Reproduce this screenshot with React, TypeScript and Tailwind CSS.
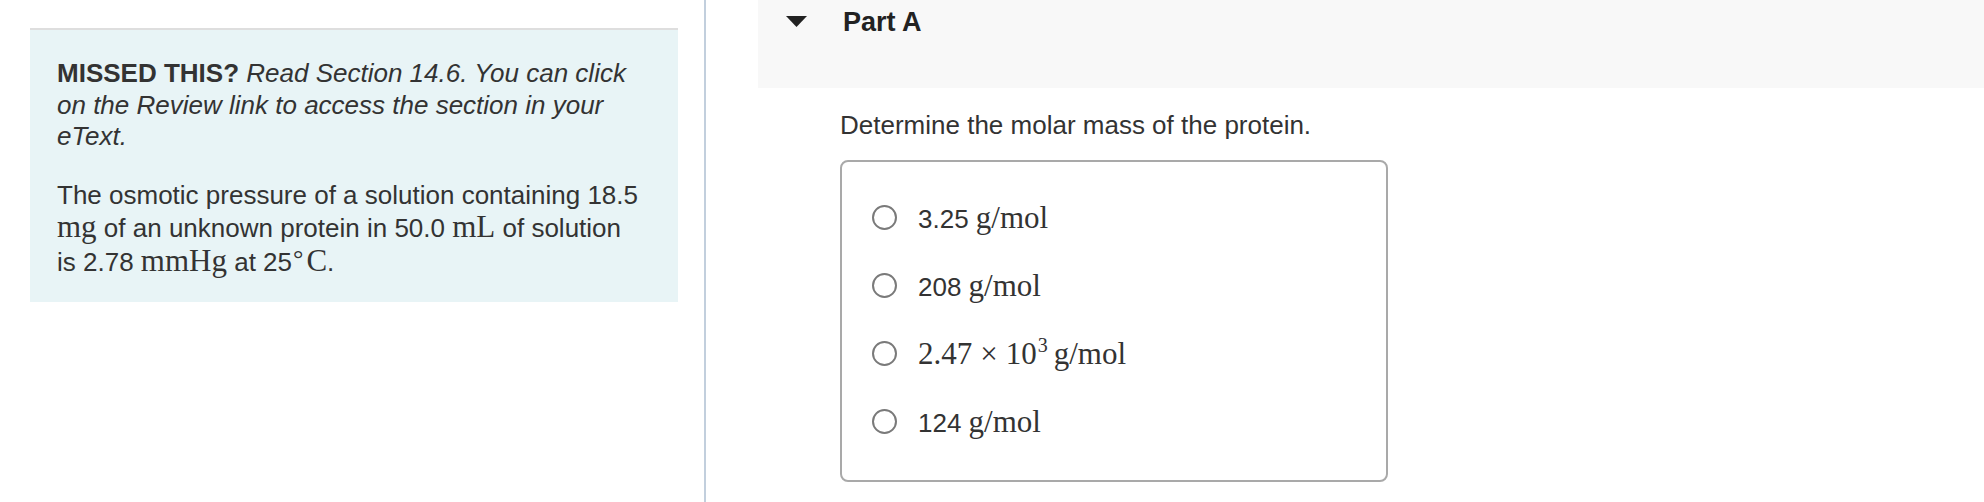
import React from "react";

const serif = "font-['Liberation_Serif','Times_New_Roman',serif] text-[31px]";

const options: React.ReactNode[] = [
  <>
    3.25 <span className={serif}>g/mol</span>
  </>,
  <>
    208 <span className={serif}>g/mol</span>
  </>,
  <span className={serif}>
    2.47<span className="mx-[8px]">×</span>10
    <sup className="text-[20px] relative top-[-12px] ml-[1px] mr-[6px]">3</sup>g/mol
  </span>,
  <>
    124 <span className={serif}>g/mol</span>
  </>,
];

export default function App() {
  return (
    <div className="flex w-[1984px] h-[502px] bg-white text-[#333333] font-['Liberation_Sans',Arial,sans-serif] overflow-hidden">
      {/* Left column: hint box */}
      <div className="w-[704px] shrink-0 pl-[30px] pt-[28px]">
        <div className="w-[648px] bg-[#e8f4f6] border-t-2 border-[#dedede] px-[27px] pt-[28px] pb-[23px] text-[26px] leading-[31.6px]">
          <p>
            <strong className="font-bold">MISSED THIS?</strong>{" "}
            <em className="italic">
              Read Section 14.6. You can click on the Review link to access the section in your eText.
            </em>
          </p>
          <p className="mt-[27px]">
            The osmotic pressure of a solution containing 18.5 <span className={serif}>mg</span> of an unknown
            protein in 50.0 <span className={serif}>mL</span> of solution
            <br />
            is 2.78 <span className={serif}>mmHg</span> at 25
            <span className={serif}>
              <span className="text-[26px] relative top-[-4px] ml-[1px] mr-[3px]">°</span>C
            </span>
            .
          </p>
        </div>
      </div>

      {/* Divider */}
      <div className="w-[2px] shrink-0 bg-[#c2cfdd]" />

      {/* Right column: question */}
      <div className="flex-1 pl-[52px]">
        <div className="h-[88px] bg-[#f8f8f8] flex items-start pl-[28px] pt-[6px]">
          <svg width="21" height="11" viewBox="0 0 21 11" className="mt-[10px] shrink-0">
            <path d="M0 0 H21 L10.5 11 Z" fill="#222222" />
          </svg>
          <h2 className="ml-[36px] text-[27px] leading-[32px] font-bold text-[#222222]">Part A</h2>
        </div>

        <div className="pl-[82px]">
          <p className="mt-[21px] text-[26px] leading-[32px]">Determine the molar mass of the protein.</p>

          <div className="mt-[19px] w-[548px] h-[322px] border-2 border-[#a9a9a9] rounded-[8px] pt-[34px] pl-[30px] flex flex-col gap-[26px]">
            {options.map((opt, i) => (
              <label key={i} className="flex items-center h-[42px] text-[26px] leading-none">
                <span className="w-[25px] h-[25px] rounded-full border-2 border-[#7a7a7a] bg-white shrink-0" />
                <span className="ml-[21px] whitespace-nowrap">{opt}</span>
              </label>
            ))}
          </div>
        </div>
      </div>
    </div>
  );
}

Exercise directions:
From start to finish, output the listing exactly, but omit its pictures.

Result of this exercise:
Reproduce this screenshot with React, TypeScript and Tailwind CSS.
import React from "react";

const serif = "font-['Liberation_Serif','Times_New_Roman',serif] text-[31px]";

const options: React.ReactNode[] = [
  <>
    3.25 <span className={serif}>g/mol</span>
  </>,
  <>
    208 <span className={serif}>g/mol</span>
  </>,
  <span className={serif}>
    2.47<span className="mx-[8px]">×</span>10
    <sup className="text-[20px] relative top-[-12px] ml-[1px] mr-[6px]">3</sup>g/mol
  </span>,
  <>
    124 <span className={serif}>g/mol</span>
  </>,
];

export default function App() {
  return (
    <div className="flex w-[1984px] h-[502px] bg-white text-[#333333] font-['Liberation_Sans',Arial,sans-serif] overflow-hidden">
      {/* Left column: hint box */}
      <div className="w-[704px] shrink-0 pl-[30px] pt-[28px]">
        <div className="w-[648px] bg-[#e8f4f6] border-t-2 border-[#dedede] px-[27px] pt-[28px] pb-[23px] text-[26px] leading-[31.6px]">
          <p>
            <strong className="font-bold">MISSED THIS?</strong>{" "}
            <em className="italic">
              Read Section 14.6. You can click on the Review link to access the section in your eText.
            </em>
          </p>
          <p className="mt-[27px]">
            The osmotic pressure of a solution containing 18.5 <span className={serif}>mg</span> of an unknown
            protein in 50.0 <span className={serif}>mL</span> of solution
            <br />
            is 2.78 <span className={serif}>mmHg</span> at 25
            <span className={serif}>
              <span className="text-[26px] relative top-[-4px] ml-[1px] mr-[3px]">°</span>C
            </span>
            .
          </p>
        </div>
      </div>

      {/* Divider */}
      <div className="w-[2px] shrink-0 bg-[#c2cfdd]" />

      {/* Right column: question */}
      <div className="flex-1 pl-[52px]">
        <div className="h-[88px] bg-[#f8f8f8] flex items-start pl-[28px] pt-[6px]">
          <svg width="21" height="11" viewBox="0 0 21 11" className="mt-[10px] shrink-0">
            <path d="M0 0 H21 L10.5 11 Z" fill="#222222" />
          </svg>
          <h2 className="ml-[36px] text-[27px] leading-[32px] font-bold text-[#222222]">Part A</h2>
        </div>

        <div className="pl-[82px]">
          <p className="mt-[21px] text-[26px] leading-[32px]">Determine the molar mass of the protein.</p>

          <div className="mt-[19px] w-[548px] h-[322px] border-2 border-[#a9a9a9] rounded-[8px] pt-[34px] pl-[30px] flex flex-col gap-[26px]">
            {options.map((opt, i) => (
              <label key={i} className="flex items-center h-[42px] text-[26px] leading-none">
                <span className="w-[25px] h-[25px] rounded-full border-2 border-[#7a7a7a] bg-white shrink-0" />
                <span className="ml-[21px] whitespace-nowrap">{opt}</span>
              </label>
            ))}
          </div>
        </div>
      </div>
    </div>
  );
}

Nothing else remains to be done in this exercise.